Police seized two guns from the suspect. Authorities were searching for any possible accomplices. Speculation about the motive for the killing included political intimidation, anti-Muslim prejudice and a possible business dispute involving the victim’s private law practice.
The killing had “all the hallmarks of an assassination”, human rights group Amnesty International said in a statement on Sunday, calling for a “thorough, independent and impartial investigation”.
Family members and friends told Reuters Ko Ni had received threats to his life connected to his political work.
The timing of the killing was a matter of particular concern, said the International Crisis Group (ICG) think-tank, since it comes just months after attacks on border police blamed on insurgents from the Rohingya minority.

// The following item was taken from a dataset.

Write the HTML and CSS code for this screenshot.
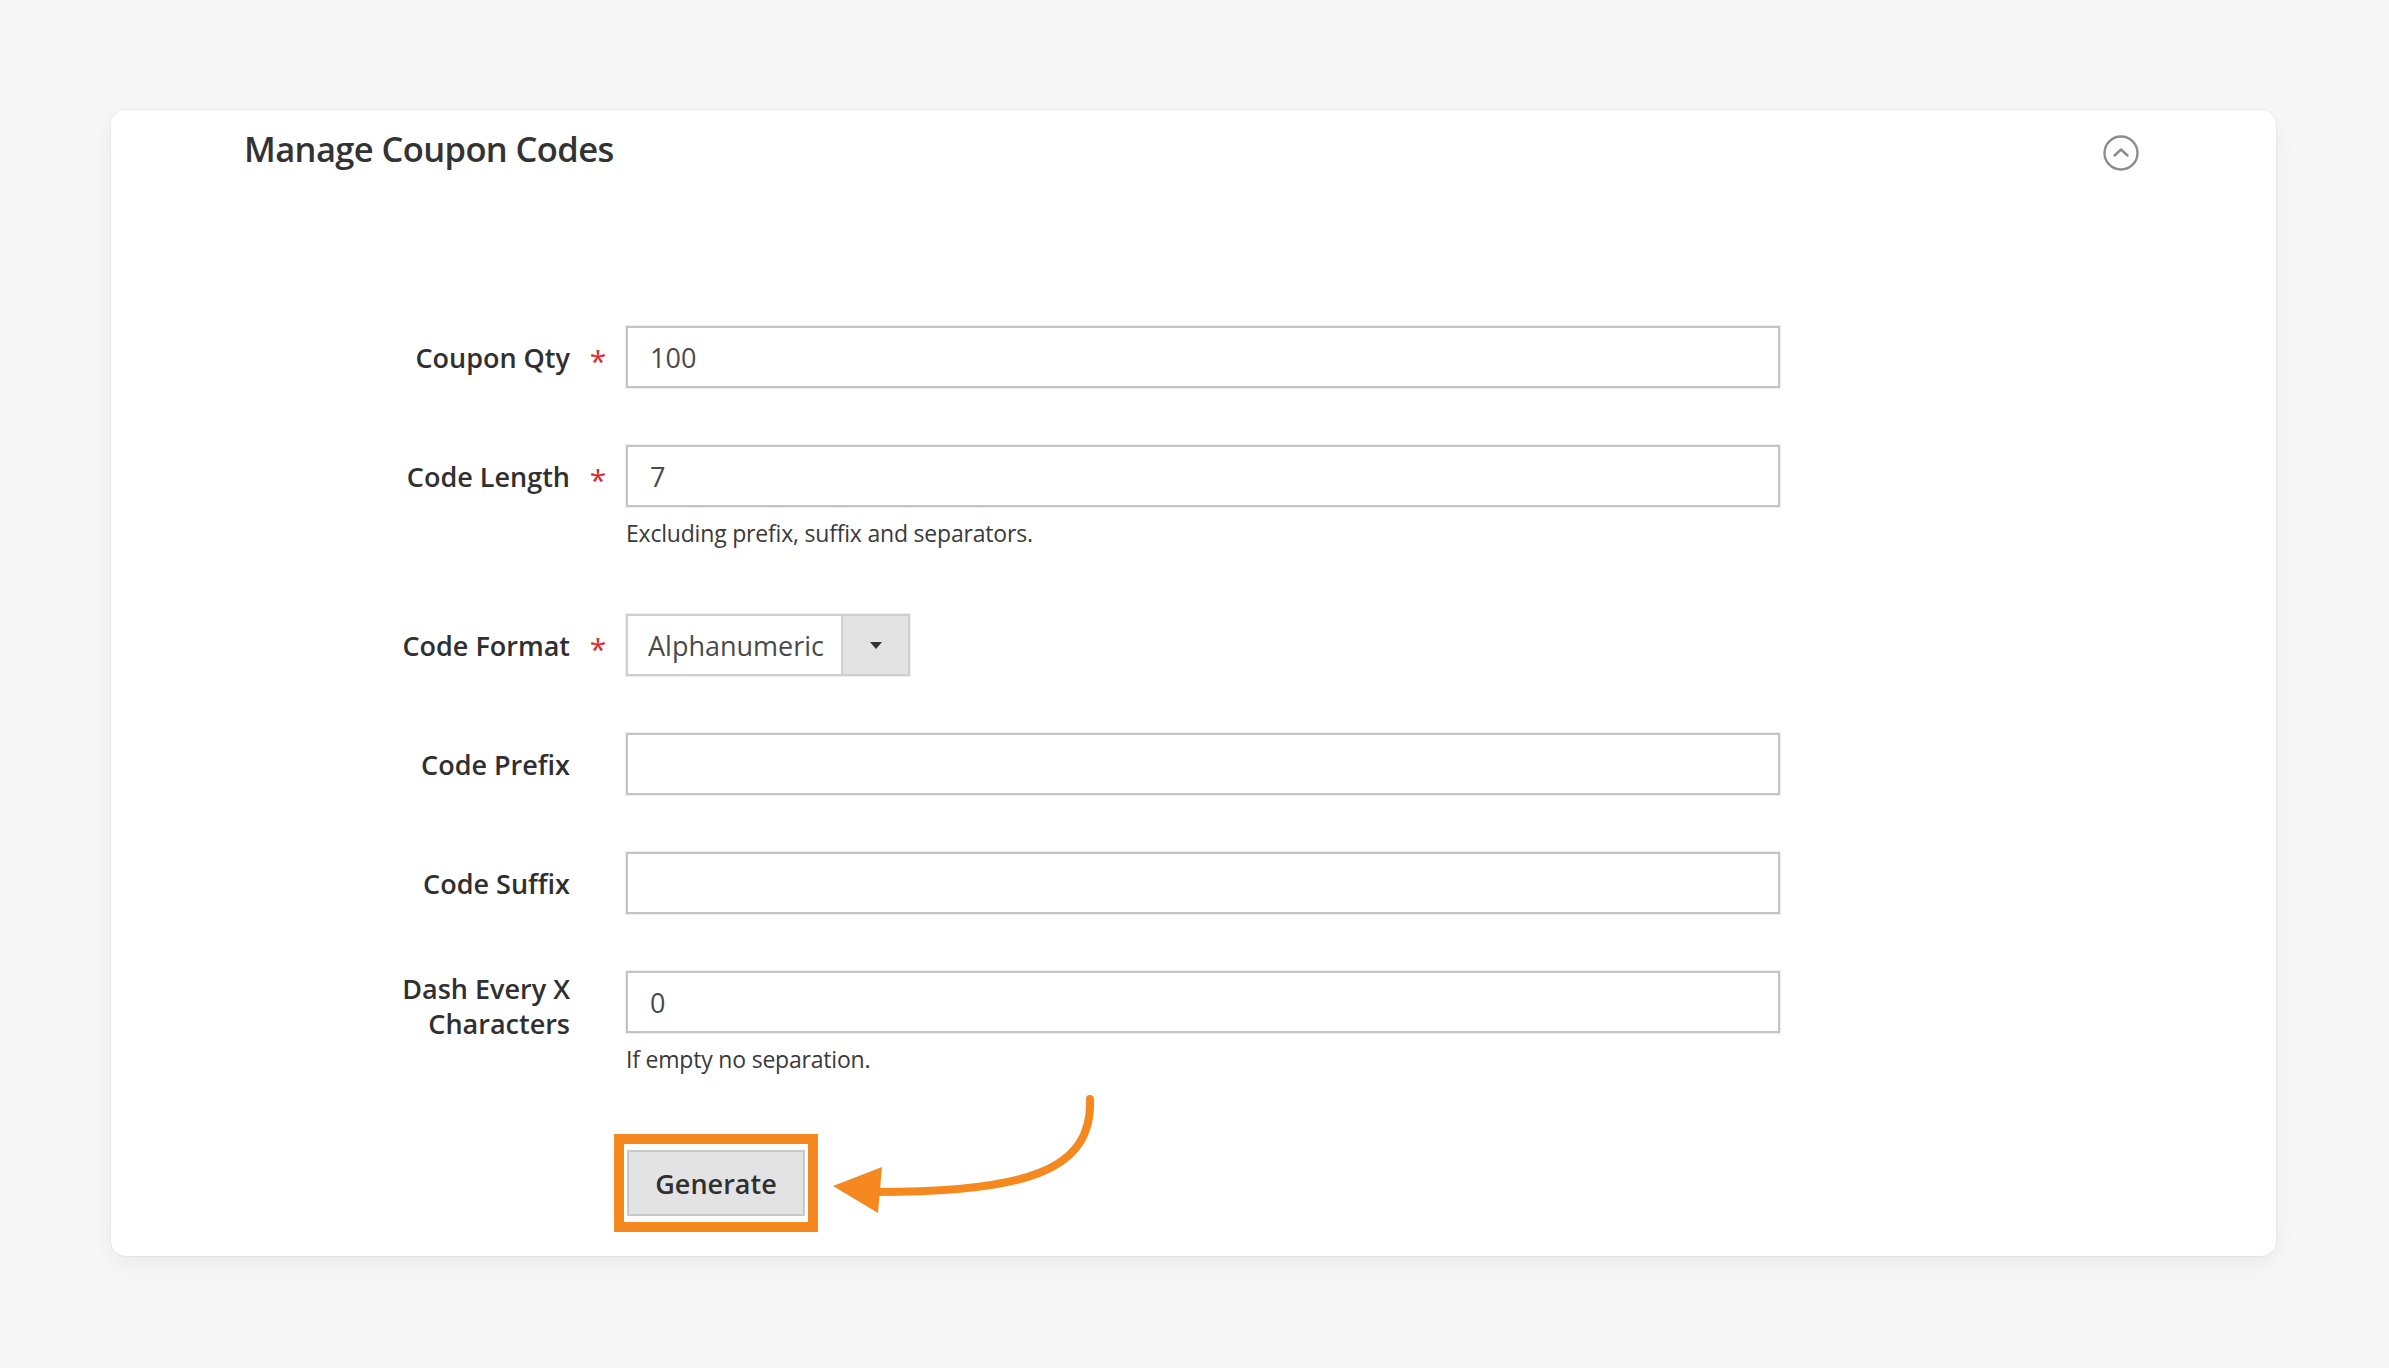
FILE: index.html
```html
<!DOCTYPE html>
<html lang="en">
<head>
<meta charset="utf-8">
<title>Manage Coupon Codes</title>
<link rel="stylesheet" href="styles.css">
</head>
<body>
<div class="page">
  <section class="card">
    <div class="card-head">
      <h2 class="card-title">Manage Coupon Codes</h2>
      <button class="collapse" type="button" aria-label="Collapse">
        <svg viewBox="0 0 40 40" width="40" height="40">
          <circle cx="20" cy="20" r="16.5" fill="none" stroke="#8c8c8c" stroke-width="2.4"/>
          <polyline points="13.5,22.5 20,16.5 26.5,22.5" fill="none" stroke="#8c8c8c" stroke-width="2.4" stroke-linecap="round" stroke-linejoin="round"/>
        </svg>
      </button>
    </div>

    <form class="coupon-form">
      <div class="field">
        <label class="field-label">Coupon Qty</label>
        <span class="req">*</span>
        <div class="control"><input class="text-input" type="text" value="100"></div>
      </div>

      <div class="field">
        <label class="field-label">Code Length</label>
        <span class="req">*</span>
        <div class="control">
          <input class="text-input" type="text" value="7">
          <div class="hint">Excluding prefix, suffix and separators.</div>
        </div>
      </div>

      <div class="field">
        <label class="field-label">Code Format</label>
        <span class="req">*</span>
        <div class="control">
          <div class="select">
            <span class="select-value">Alphanumeric</span>
            <span class="select-btn"><span class="caret"></span></span>
          </div>
        </div>
      </div>

      <div class="field">
        <label class="field-label">Code Prefix</label>
        <span class="req"></span>
        <div class="control"><input class="text-input" type="text" value=""></div>
      </div>

      <div class="field">
        <label class="field-label">Code Suffix</label>
        <span class="req"></span>
        <div class="control"><input class="text-input" type="text" value=""></div>
      </div>

      <div class="field field-last">
        <label class="field-label">Dash Every X Characters</label>
        <span class="req"></span>
        <div class="control">
          <input class="text-input" type="text" value="0">
          <div class="hint">If empty no separation.</div>
        </div>
      </div>

      <div class="field field-action">
        <span></span>
        <span></span>
        <div class="control action-cell">
          <span class="highlight"><button class="btn" type="button">Generate</button></span>
          <svg class="arrow" viewBox="0 0 280 135" width="280" height="135">
            <path d="M265 8 C268 80 200 101 52 101" fill="none" stroke="#f5891f" stroke-width="8" stroke-linecap="round"/>
            <polygon points="8,95 57,76 53,122" fill="#f5891f"/>
          </svg>
        </div>
      </div>
    </form>
  </section>
</div>
</body>
</html>
```

FILE: styles.css
```css
html, body {
  margin: 0;
  padding: 0;
}

body {
  background: #f7f7f7;
  font-family: "Open Sans", "Noto Sans", "Liberation Sans", sans-serif;
  color: #303030;
}

.page {
  padding: 110px 113px 113px 111px;
}

.card {
  background: #ffffff;
  border-radius: 15px;
  box-shadow: 0 0 0 1px rgba(0, 0, 0, 0.035), 0 8px 26px rgba(0, 0, 0, 0.06);
  padding: 15px 0 24px;
}

.card-head {
  display: flex;
  align-items: center;
  justify-content: space-between;
  height: 48px;
  padding: 0 135px 0 133px;
}

.card-title {
  margin: 0;
  font-size: 34.5px;
  font-weight: 600;
  line-height: 48px;
  color: #333333;
  letter-spacing: -0.6px;
}

.collapse {
  width: 40px;
  height: 40px;
  padding: 0;
  margin-top: 8px;
  border: 0;
  background: none;
  display: block;
}

.collapse svg {
  display: block;
}

.coupon-form {
  margin: 153px 0 0 274px;
}

.field {
  display: grid;
  grid-template-columns: 185px 56px 1154px;
  margin-bottom: 57px;
}

.field-last {
  margin-bottom: 51px;
}

.field-action {
  margin-bottom: 0;
}

.field-label {
  align-self: start;
  display: flex;
  align-items: center;
  justify-content: flex-end;
  text-align: right;
  min-height: 62px;
  font-size: 27px;
  font-weight: 600;
  line-height: 35px;
  color: #303030;
}

.req {
  align-self: start;
  display: flex;
  align-items: center;
  justify-content: center;
  height: 62px;
  padding-top: 8px;
  box-sizing: border-box;
  color: #e22626;
  font-size: 30px;
  line-height: 1;
}

.control {
  min-width: 0;
}

.text-input {
  display: block;
  box-sizing: border-box;
  width: 100%;
  height: 62px;
  margin: 0;
  padding: 0 22px;
  border: 2px solid #c4c4c4;
  border-radius: 0;
  box-shadow: 0 0 0 1px #eeeeee;
  background: #ffffff;
  font-family: "Open Sans", "Noto Sans", sans-serif;
  font-size: 27px;
  font-weight: 400;
  color: #4a4a4a;
  outline: none;
}

.hint {
  margin: 11px 0 9px;
  font-size: 23px;
  line-height: 30px;
  color: #3a3a3a;
  letter-spacing: -0.2px;
}

.select {
  display: flex;
  box-sizing: border-box;
  width: 284px;
  height: 62px;
  border: 2px solid #cfcfcf;
  box-shadow: 0 0 0 1px #eeeeee;
  background: #ffffff;
}

.select-value {
  flex: 1;
  display: flex;
  align-items: center;
  padding-left: 20px;
  font-size: 27px;
  color: #4a4a4a;
}

.select-btn {
  width: 65px;
  display: flex;
  align-items: center;
  justify-content: center;
  background: #e3e3e3;
  border-left: 2px solid #d2d2d2;
}

.caret {
  width: 0;
  height: 0;
  border-left: 6px solid transparent;
  border-right: 6px solid transparent;
  border-top: 7px solid #333333;
}

.action-cell {
  position: relative;
}

.highlight {
  display: inline-block;
  margin-left: -12px;
  padding: 6px 3px;
  border: 10px solid #f5891f;
}

.btn {
  display: block;
  box-sizing: border-box;
  width: 178px;
  height: 66px;
  padding: 0;
  background: #e3e3e3;
  border: 2px solid #c9c9c9;
  border-radius: 0;
  font-family: "Open Sans", "Noto Sans", sans-serif;
  font-size: 27px;
  font-weight: 600;
  color: #303030;
}

.arrow {
  position: absolute;
  left: 199px;
  top: -43px;
  overflow: visible;
}
```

It was essential “that no stone is left unturned in finding the truth about this incident and who may have been behind it,” the Brussels-based think tank said in a statement.
Residents, refugees and monitors accuse soldiers of extrajudicial killings, arbitrary arrests, rape and arson in response to the border attacks on October 9.
The government strongly denies most allegations, but 66,000 people have fled to Bangladesh and at least 21,000 have been internally displaced, the United Nations says.
Ko Ni was returning from Indonesia, where Myanmar government officials and Muslim leaders, including the mostly stateless Rohingya, were discussing issues of reconciliation with Indonesian counterparts.
“In a context of strong anti-Muslim sentiment, rampant hate speech on social media, and virulent Buddhist nationalism propounded by some senior monks, this crime could embolden others and unleash further violence,” the ICG added.